Carnival celebrations are some of the Caribbean’s most colourful and exciting events, and Batabano in the Cayman Islands is no different. The main event, an adult street parade, features acrobats, stilt walkers and limbo dancers maneuvering amongst floats and throngs of revelers in fantastically flamboyant costumes. Visitors can watch from the sidelines, or take the leap and join the party people in the parade — all it takes is a little advance planning with one of the five “bands” who organize the festivities’ costumes, music and more. Many welcome visiting masqueraders with open arms. The adult parade is just that rowdy, perhaps a bit risqué and intended for adults. But that’s just one part of the Batabano fun. Annual festivities also include a children’s parade; a food festival; live concerts by soca stars; and Art In The Heart, an arts and crafts market. The event takes place on May 6, 2017.



October is Restaurant Month in the Cayman Islands. Restaurants all across Cayman create special menus that let foodies dig into some of the islands’ best meals, all for fixed prices during both lunch and dinner. Whether it’s a casual lunch break at Guy Harvey’s Restaurant & Bar, or an elegant three-course feast of short ribs and lionfish at Grand Old House, Restaurant Month in Cayman makes exploring the flavours of the islands easy and affordable.


Perhaps no other Caribbean nation celebrates its pirate legends and cultural heritage quite like the Cayman Islands, which erupts into a festival of spectacle and pageantry during its annual Pirates Week in November.

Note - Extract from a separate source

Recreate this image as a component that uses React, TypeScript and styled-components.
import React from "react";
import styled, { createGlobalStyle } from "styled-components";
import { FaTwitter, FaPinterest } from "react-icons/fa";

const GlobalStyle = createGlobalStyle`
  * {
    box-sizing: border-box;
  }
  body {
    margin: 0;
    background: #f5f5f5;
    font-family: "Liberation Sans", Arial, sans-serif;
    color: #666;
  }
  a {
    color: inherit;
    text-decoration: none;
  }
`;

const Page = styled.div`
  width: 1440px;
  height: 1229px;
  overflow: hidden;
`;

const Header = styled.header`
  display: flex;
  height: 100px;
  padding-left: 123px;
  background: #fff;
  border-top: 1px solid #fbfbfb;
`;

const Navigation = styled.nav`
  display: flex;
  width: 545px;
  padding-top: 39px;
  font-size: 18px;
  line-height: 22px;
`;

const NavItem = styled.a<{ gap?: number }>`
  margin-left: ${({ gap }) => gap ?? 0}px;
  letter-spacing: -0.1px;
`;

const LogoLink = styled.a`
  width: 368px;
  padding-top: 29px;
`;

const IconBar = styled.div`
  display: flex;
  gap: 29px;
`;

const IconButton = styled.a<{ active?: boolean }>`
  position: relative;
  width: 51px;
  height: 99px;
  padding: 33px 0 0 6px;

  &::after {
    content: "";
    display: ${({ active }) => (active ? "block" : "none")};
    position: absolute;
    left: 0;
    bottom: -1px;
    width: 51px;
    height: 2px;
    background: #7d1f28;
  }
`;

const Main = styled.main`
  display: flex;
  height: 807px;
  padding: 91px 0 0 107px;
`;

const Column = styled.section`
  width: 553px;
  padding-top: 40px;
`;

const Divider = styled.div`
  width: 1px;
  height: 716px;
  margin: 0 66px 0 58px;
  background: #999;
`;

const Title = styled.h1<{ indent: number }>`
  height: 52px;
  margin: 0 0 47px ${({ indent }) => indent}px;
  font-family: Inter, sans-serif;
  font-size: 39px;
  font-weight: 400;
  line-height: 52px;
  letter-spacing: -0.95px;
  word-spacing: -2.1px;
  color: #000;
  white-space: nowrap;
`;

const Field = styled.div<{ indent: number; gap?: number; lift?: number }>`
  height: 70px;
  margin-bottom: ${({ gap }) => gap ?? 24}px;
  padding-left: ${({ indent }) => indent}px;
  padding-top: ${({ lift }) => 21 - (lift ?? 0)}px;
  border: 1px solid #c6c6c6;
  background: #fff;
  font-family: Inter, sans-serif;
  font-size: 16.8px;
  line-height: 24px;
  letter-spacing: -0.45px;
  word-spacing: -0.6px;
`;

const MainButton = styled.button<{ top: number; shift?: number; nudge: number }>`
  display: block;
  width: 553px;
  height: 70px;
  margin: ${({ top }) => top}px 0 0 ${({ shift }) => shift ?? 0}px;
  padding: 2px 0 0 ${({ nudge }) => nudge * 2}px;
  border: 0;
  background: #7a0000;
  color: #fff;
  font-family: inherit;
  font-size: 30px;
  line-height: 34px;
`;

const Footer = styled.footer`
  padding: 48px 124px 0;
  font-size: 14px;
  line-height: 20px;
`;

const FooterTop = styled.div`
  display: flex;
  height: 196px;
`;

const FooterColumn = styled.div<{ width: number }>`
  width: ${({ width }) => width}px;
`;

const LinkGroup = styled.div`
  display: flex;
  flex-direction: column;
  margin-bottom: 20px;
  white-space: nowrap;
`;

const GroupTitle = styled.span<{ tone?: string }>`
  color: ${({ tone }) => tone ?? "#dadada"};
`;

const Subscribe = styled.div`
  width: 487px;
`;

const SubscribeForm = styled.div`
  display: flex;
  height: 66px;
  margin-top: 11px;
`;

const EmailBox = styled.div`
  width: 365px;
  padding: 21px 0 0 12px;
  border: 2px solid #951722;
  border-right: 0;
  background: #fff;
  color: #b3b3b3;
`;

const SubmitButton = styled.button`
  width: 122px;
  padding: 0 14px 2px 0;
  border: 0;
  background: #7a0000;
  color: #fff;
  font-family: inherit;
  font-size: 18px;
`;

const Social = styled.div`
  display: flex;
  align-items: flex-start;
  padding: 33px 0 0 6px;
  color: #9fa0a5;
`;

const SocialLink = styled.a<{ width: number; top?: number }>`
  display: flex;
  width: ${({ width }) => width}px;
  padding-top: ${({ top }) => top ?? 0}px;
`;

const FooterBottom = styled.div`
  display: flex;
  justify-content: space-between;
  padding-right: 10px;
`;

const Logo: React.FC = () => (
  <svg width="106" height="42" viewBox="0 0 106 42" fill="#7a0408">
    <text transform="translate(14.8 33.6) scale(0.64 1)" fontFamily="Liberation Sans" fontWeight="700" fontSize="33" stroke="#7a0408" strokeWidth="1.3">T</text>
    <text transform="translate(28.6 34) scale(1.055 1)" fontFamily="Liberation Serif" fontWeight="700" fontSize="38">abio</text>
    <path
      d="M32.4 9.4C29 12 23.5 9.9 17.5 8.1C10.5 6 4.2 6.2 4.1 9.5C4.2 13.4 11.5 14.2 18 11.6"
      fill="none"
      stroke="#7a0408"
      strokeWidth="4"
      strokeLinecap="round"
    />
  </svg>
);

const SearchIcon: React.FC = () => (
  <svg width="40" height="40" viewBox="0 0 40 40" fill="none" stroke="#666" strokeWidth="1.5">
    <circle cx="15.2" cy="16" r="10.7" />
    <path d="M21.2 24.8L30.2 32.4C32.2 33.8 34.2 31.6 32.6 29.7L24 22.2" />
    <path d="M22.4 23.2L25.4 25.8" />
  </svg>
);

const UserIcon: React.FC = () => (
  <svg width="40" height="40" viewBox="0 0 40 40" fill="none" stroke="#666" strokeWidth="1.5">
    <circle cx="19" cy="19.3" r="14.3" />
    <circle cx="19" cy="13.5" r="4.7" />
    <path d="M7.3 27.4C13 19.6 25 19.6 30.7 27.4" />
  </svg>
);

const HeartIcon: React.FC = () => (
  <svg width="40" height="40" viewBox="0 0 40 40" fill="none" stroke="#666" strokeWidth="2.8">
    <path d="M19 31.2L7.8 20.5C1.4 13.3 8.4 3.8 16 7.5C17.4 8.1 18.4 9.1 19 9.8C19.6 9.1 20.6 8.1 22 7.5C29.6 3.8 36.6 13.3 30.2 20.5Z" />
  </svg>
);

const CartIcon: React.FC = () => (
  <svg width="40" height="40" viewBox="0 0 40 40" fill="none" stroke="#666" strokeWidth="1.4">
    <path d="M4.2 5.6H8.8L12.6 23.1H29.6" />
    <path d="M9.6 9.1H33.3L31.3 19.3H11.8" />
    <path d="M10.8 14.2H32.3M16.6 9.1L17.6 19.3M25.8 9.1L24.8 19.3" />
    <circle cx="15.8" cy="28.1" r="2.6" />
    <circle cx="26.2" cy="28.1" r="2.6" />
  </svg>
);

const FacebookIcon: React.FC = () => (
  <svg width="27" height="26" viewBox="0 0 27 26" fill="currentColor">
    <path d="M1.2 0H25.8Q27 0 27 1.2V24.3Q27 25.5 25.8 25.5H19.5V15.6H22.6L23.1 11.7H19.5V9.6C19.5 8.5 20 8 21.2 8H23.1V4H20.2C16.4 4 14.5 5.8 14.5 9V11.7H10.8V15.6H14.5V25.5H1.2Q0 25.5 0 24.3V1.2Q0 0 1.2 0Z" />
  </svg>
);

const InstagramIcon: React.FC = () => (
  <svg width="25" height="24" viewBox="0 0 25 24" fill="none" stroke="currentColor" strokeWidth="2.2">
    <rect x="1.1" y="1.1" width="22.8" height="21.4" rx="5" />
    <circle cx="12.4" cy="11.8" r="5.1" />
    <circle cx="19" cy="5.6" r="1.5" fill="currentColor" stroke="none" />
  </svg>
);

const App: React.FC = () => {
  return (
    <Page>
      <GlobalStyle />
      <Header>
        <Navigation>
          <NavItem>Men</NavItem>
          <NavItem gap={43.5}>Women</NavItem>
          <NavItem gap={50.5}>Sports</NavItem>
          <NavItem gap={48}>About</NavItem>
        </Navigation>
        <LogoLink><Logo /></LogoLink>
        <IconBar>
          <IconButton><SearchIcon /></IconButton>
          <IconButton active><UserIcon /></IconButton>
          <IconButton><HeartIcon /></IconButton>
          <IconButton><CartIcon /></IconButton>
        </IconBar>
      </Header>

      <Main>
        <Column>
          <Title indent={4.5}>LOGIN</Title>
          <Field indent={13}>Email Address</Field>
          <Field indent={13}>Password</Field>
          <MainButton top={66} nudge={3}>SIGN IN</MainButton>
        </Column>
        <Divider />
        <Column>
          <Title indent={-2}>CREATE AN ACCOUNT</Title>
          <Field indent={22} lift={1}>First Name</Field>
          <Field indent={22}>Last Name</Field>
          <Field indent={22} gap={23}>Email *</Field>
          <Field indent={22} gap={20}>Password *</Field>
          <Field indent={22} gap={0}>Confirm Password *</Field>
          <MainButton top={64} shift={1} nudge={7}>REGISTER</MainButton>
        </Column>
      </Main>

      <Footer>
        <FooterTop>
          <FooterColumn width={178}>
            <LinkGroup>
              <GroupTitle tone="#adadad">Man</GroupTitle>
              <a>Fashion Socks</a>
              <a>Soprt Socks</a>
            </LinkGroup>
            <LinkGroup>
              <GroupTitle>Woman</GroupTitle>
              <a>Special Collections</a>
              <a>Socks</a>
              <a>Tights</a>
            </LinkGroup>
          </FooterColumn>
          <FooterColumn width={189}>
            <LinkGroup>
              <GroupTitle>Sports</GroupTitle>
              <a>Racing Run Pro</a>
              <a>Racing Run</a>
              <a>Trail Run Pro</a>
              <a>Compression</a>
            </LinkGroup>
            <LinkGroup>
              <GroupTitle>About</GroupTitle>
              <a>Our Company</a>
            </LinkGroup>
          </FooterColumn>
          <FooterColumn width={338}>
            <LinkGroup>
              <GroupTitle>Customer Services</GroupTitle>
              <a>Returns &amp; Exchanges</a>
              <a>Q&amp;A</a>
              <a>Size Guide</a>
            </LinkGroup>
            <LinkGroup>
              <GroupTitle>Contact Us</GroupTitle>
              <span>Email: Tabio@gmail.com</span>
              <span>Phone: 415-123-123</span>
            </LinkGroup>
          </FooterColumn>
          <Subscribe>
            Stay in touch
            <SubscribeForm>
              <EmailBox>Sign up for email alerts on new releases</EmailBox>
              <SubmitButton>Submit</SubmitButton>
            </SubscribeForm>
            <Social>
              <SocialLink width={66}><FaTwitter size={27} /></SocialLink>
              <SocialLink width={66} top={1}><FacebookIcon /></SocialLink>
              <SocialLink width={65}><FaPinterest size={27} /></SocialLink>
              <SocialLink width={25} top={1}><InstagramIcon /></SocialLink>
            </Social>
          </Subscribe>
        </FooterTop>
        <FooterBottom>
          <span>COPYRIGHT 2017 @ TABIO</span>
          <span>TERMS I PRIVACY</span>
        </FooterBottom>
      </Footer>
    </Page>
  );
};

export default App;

The events include mock “invasions” of pirates, along with Heritage Days in each district, a series of parades, parties, costume contests, happy hours and more, stretching across all three islands. The festivities that take place in Grand Cayman this year will include a landing pageant, two parades, food festival, street dance, a cardboard boat race, a children’s fair, an underwater treasure hunt and more. But it all comes to an end a week later, when the locals reclaim the islands and the marauding pirates are “sentenced” during a pageant that is followed by fireworks, a night parade and a street celebration of food and dance. Whether you are visiting Little Cayman, Cayman Brac or Grand Cayman for their individual Pirates Week celebrations, you are sure to have fun.

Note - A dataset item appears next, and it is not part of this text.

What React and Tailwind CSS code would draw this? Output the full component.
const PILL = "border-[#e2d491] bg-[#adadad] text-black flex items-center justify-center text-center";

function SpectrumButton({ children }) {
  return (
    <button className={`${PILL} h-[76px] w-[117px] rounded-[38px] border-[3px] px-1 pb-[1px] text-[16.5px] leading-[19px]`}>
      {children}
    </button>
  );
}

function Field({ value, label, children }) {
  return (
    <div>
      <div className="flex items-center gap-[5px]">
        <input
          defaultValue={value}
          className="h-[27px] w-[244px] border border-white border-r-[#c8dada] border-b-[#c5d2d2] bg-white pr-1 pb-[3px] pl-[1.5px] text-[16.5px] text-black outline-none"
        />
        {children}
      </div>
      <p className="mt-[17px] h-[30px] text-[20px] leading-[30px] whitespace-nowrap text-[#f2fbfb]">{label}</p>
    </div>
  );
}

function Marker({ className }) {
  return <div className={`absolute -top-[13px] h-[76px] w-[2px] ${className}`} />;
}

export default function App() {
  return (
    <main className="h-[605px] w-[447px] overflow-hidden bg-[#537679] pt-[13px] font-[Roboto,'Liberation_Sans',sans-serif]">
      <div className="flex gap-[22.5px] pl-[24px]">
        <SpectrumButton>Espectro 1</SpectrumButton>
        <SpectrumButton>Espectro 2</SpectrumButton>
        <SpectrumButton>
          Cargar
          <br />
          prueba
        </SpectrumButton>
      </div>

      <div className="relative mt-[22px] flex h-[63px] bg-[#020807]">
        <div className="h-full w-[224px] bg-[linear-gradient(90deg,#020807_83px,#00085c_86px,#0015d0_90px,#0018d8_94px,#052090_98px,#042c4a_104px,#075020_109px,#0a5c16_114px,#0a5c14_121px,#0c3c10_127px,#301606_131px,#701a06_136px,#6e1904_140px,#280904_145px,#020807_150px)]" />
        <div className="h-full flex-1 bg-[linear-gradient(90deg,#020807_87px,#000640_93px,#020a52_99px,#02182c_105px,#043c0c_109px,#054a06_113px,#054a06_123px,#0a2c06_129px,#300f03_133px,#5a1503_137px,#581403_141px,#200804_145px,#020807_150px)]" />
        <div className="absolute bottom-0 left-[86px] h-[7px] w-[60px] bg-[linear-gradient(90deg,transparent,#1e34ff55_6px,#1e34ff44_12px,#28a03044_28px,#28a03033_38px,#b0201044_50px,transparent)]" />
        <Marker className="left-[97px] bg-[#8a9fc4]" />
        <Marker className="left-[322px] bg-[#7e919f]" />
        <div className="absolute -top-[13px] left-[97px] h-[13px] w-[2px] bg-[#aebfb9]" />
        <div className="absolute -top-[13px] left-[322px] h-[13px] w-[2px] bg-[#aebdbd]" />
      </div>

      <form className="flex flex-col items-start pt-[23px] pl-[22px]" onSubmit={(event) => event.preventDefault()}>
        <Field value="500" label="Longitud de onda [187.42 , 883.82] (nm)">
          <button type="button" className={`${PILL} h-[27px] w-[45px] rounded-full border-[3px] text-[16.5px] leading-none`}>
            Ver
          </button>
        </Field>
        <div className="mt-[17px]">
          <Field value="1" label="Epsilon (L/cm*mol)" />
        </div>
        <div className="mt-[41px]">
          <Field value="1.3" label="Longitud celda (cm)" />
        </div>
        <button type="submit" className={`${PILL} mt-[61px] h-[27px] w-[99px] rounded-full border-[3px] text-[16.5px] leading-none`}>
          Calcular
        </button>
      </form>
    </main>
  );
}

Years ago, before text messaging and Tumblr and Twitter, people expressed themselves the old-fashioned way: by telling stories to each other, face to face. And in the Cayman Islands, storytelling soon became elevated to an art form. On front porches or by the beach, in churches and in schools and just about everywhere else, storytellers were the people who brought the community together. Today, in an annual celebration at the end of each year, the Cayman Islands International Storytelling Festival, better known as GIMISTORY, honors and continues that tradition. Recognized as one of the world’s top storytelling festivals, the event gathers storytellers from Cayman, the Caribbean and beyond. These talented performers captivate audiences across the three islands, with events under the stars in parks, on beaches and even invading private gardens. It’s a throwback to a time when Caymanians had to make their own entertainment, perfectly complementing Cayman’s historical attractions. But it’s also a way for adults and children alike to fire up their own imaginations in ways they likely haven’t done since they laid hands on their first iPhone. What better way for locals to revisit the cultural happenings of the previous year — and what better way for visitors to engage and experience the culture of Cayman? Delicious local food, such as fish and frittas and swanky, is also served up at each venue.


No, the pilgrims didn’t famously break bread with native people here in the Cayman Islands, but that doesn’t mean locals don’t have plenty to be thankful for as they get together with family and friends to count their blessings. The Cayman Islands’ version of Thanksgiving, which takes place during the weekend of the first Sunday in December, celebrates the unique culture and heritage of these islands. Local markets sell homegrown produce; musicians fill the air with traditional Caymanian rhythms; storytellers enthrall listeners with classic Cayman tales. And it all culminates in a massive dinner of traditional Caymanian delights, with participating restaurants serving special menus on that Sunday.